A collaboration of students and researchers will host a lecture and presentation series about the history of St. Simons Island’s African-American community Saturday.

The event, titled “Telling Our Stories: African-American Life and Culture on St. Simons Island,” will be from 1-4 p.m. Saturday at Glynn Visual Arts, 106 Island Drive, St. Simons Island. It is free and open to the public.

Melanie Pavich, an associate professor of interdisciplinary and historical studies at Mercer University’s Penfield College, said undergraduate students and academic researchers will present what they have learned.

“It’s a program of digital stories that are focused, primarily, on the history of African-American cemeteries on St. Simons Island,” Pavich said. “The research is based on interviews conducted by Mercer University in collaboration with the St. Simons Island African-American Heritage Coalition.”

Most of the interviews were of living descendents of slaves buried in a cemetery where the Sea Island golf club is now, Pavich said.

“I think for the people who come, they can expect to learn about African- American history and life on St. Simons Island,” she said. “It’s the history of the cemetery, who is buried there, how families are connected to the cemetery and what that means.”

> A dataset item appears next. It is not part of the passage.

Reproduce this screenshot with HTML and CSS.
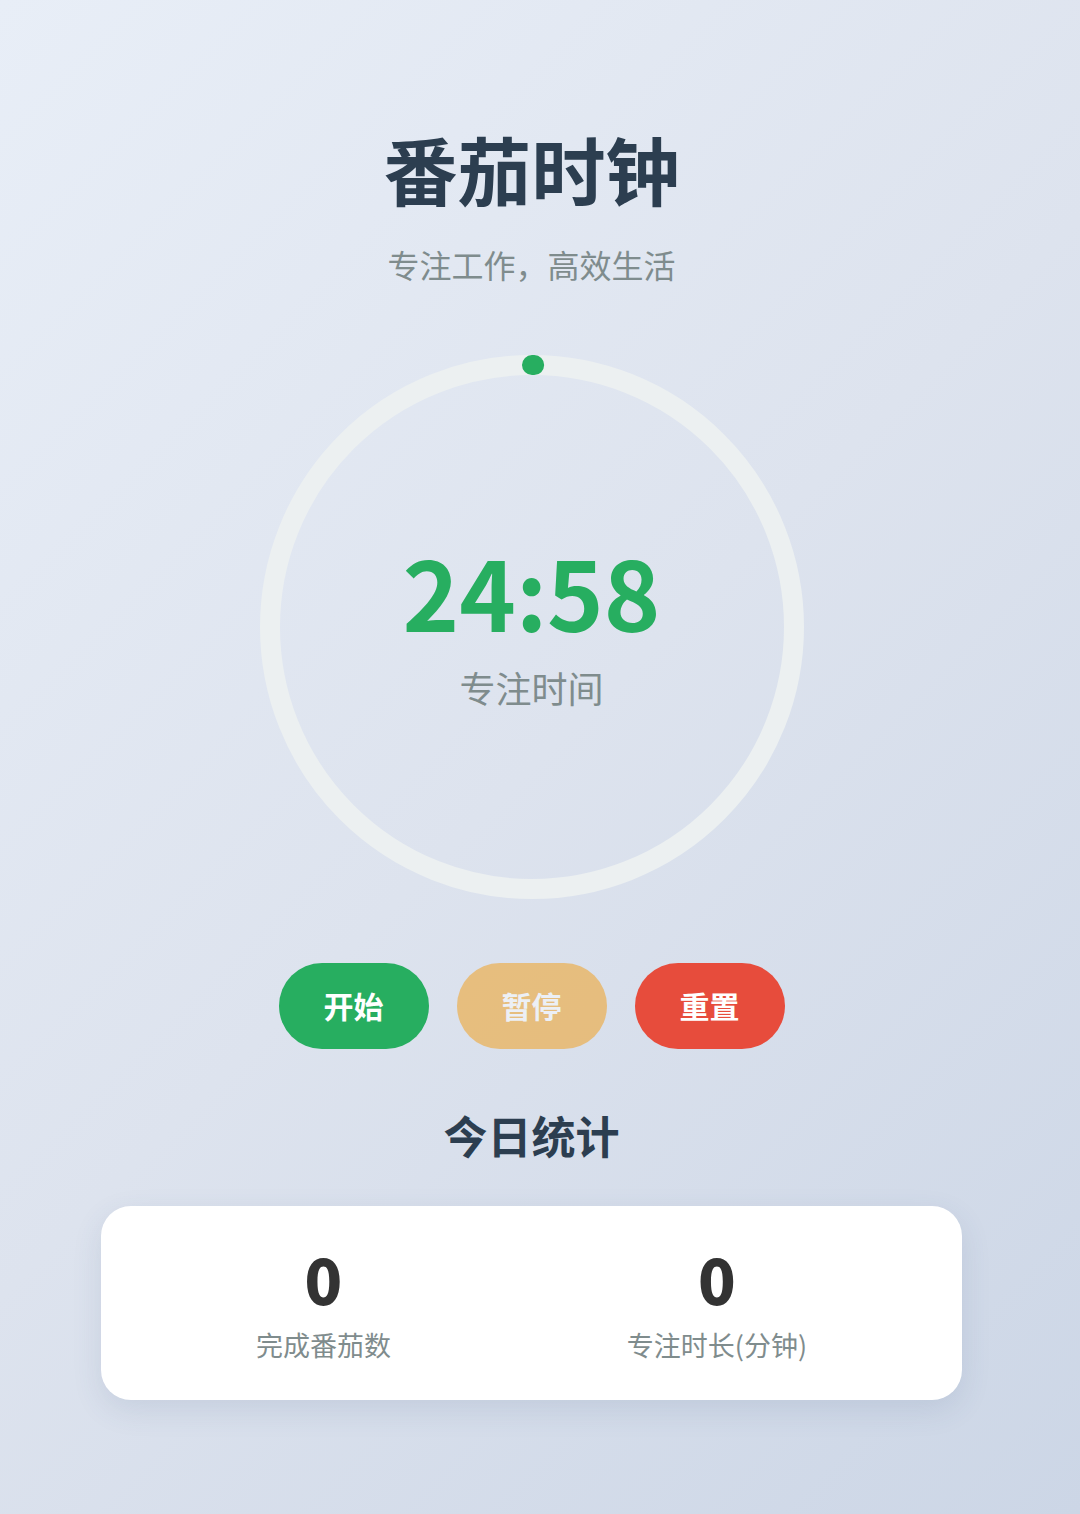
FILE: index.html
```html
<!DOCTYPE html>
<html lang="zh-CN">
<head>
<meta charset="utf-8">
<title>番茄时钟</title>
<link rel="stylesheet" href="styles.css">
</head>
<body>
<main class="app">
  <h1 class="title">番茄时钟</h1>
  <p class="subtitle">专注工作，高效生活</p>

  <div class="timer">
    <svg class="ring" width="544" height="544" viewBox="0 0 544 544">
      <circle class="ring-track" cx="272" cy="272" r="262"></circle>
      <circle class="ring-progress" cx="272" cy="272" r="262" stroke-dasharray="2.2 1700" transform="rotate(-90 272 272)"></circle>
    </svg>
    <div class="timer-text">
      <div class="time">24:58</div>
      <div class="mode">专注时间</div>
    </div>
  </div>

  <div class="controls">
    <button class="btn btn-start">开始</button>
    <button class="btn btn-pause" disabled>暂停</button>
    <button class="btn btn-reset">重置</button>
  </div>

  <h2 class="stats-title">今日统计</h2>
  <section class="stats">
    <div class="stat">
      <div class="stat-value">0</div>
      <div class="stat-label">完成番茄数</div>
    </div>
    <div class="stat">
      <div class="stat-value">0</div>
      <div class="stat-label">专注时长(分钟)</div>
    </div>
  </section>
</main>
</body>
</html>
```

FILE: styles.css
```css
* { box-sizing: border-box; }
html, body { margin: 0; padding: 0; }
body {
  min-height: 1514px;
  background: linear-gradient(135deg, #e8eef7 0%, #dde3ee 50%, #ccd6e6 100%);
  font-family: "Noto Sans CJK SC", "Noto Sans", sans-serif;
}
.app {
  width: 1063px;
  display: flex;
  flex-direction: column;
  align-items: center;
  padding-top: 128px;
}
.title {
  margin: 0;
  font-size: 74px;
  line-height: 80px;
  font-weight: 700;
  color: #2c3e50;
}
.subtitle {
  margin: 36px 0 0;
  font-size: 32px;
  line-height: 40px;
  color: #7f8c8d;
}
.timer {
  position: relative;
  width: 544px;
  height: 544px;
  margin-top: 71px;
}
.ring { display: block; }
.ring-track {
  fill: none;
  stroke: #ecf0f1;
  stroke-width: 20;
}
.ring-progress {
  fill: none;
  stroke: #27ae60;
  stroke-width: 20;
  stroke-linecap: round;
}
.timer-text {
  position: absolute;
  inset: 0;
  display: flex;
  flex-direction: column;
  align-items: center;
  justify-content: center;
  gap: 24px;
  padding-bottom: 4px;
}
.time {
  font-size: 96px;
  line-height: 100px;
  font-weight: 700;
  color: #27ae60;
}
.mode {
  font-size: 36px;
  line-height: 44px;
  color: #7f8c8d;
}
.controls {
  display: flex;
  gap: 28px;
  margin-top: 64px;
}
.btn {
  width: 150px;
  height: 86px;
  border: none;
  border-radius: 43px;
  font-family: "Noto Sans CJK SC", sans-serif;
  font-size: 30px;
  font-weight: 700;
  color: #fff;
  padding: 0 0 2px;
}
.btn-start { background: #27ae60; }
.btn-pause { background: #f39c12; opacity: 0.5; }
.btn-reset { background: #e74c3c; }
.stats-title {
  margin: 58px 0 0;
  font-size: 44px;
  line-height: 56px;
  font-weight: 700;
  color: #2c3e50;
}
.stats {
  margin-top: 43px;
  width: 861px;
  height: 194px;
  background: #fff;
  border-radius: 30px;
  box-shadow: 0 10px 30px rgba(60, 80, 120, 0.12);
  display: flex;
  justify-content: space-around;
  align-items: center;
  padding: 0 37px;
}
.stat {
  display: flex;
  flex-direction: column;
  align-items: center;
}
.stat-value {
  font-size: 62px;
  line-height: 70px;
  font-weight: 900;
  color: #333;
}
.stat-label {
  margin-top: 14px;
  font-size: 27px;
  line-height: 36px;
  color: #7f8c8d;
}
```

Five students will present their research, along with Stephen Berry, a professor of history with the University of Georgia and historian Christopher Lawton of the Virtual Georgia History Project.

“Our goal is to make African-American history on St. Simons Island, and in Coastal Georgia, more visible,” Pavich said. “We want to make it more accessible, and highlight how valuable it is for understanding the coastal area.”

The program is the culmination of five years work of interviews conducted by Mercer University students. It was funded by a $2,000 grant to Mercer University from Georgia Humanities, in partnership with the Georgia Department of Economic Development, through funding from the Georgia General Assembly.